(Web page code records)
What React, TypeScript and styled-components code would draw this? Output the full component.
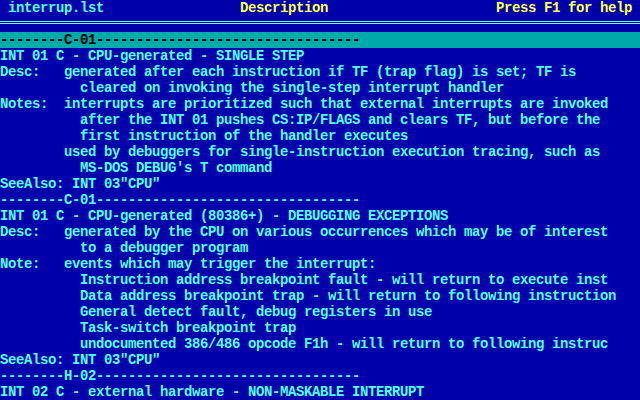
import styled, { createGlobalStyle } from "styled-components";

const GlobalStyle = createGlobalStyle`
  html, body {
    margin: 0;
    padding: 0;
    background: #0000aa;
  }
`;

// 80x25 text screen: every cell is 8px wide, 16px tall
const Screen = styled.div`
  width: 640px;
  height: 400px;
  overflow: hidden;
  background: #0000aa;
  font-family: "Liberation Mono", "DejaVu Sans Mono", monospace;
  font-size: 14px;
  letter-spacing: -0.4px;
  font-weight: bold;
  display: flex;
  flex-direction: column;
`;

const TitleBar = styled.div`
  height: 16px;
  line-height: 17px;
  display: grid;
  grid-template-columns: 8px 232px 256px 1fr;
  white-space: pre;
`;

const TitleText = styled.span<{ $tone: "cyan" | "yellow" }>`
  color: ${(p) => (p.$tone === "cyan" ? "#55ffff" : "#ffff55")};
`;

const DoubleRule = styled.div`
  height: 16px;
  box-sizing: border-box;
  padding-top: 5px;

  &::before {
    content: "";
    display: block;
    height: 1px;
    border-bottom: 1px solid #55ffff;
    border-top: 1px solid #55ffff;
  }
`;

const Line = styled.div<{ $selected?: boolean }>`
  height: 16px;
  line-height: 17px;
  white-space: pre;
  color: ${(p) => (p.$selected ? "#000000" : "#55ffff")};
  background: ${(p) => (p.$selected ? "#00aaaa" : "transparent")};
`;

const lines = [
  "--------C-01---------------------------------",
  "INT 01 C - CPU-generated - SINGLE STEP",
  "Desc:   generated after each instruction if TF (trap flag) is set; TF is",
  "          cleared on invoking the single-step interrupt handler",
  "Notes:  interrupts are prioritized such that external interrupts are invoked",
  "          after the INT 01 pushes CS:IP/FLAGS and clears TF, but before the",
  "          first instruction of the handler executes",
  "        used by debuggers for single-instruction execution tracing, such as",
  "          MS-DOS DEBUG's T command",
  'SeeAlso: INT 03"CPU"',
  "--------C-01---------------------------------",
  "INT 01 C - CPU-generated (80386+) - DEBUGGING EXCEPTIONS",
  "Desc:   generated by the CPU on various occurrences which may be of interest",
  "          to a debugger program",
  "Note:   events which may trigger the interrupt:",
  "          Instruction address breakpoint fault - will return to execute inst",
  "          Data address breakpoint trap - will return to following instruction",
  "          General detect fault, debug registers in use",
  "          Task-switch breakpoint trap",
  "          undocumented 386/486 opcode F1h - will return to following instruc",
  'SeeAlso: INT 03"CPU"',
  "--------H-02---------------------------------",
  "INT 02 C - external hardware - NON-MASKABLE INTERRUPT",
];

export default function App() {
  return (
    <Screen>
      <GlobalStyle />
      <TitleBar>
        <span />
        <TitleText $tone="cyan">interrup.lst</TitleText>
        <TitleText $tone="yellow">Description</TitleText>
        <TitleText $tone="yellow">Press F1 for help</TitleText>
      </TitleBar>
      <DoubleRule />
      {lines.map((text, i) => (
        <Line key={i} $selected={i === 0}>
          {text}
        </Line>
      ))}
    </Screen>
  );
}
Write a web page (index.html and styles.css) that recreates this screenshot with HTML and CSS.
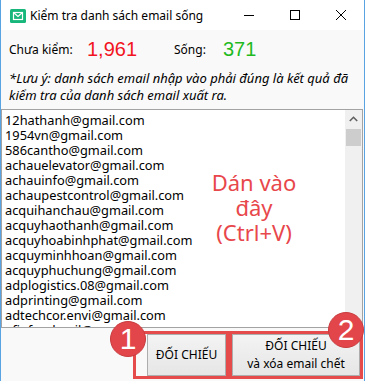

→ **Exercise instructions**
Identify every line where the string "this" appears.

→ **Task solution**
What React, TypeScript and styled-components code would draw this? Output the full component.
Write a web page (index.html and styles.css) that recreates this screenshot with HTML and CSS.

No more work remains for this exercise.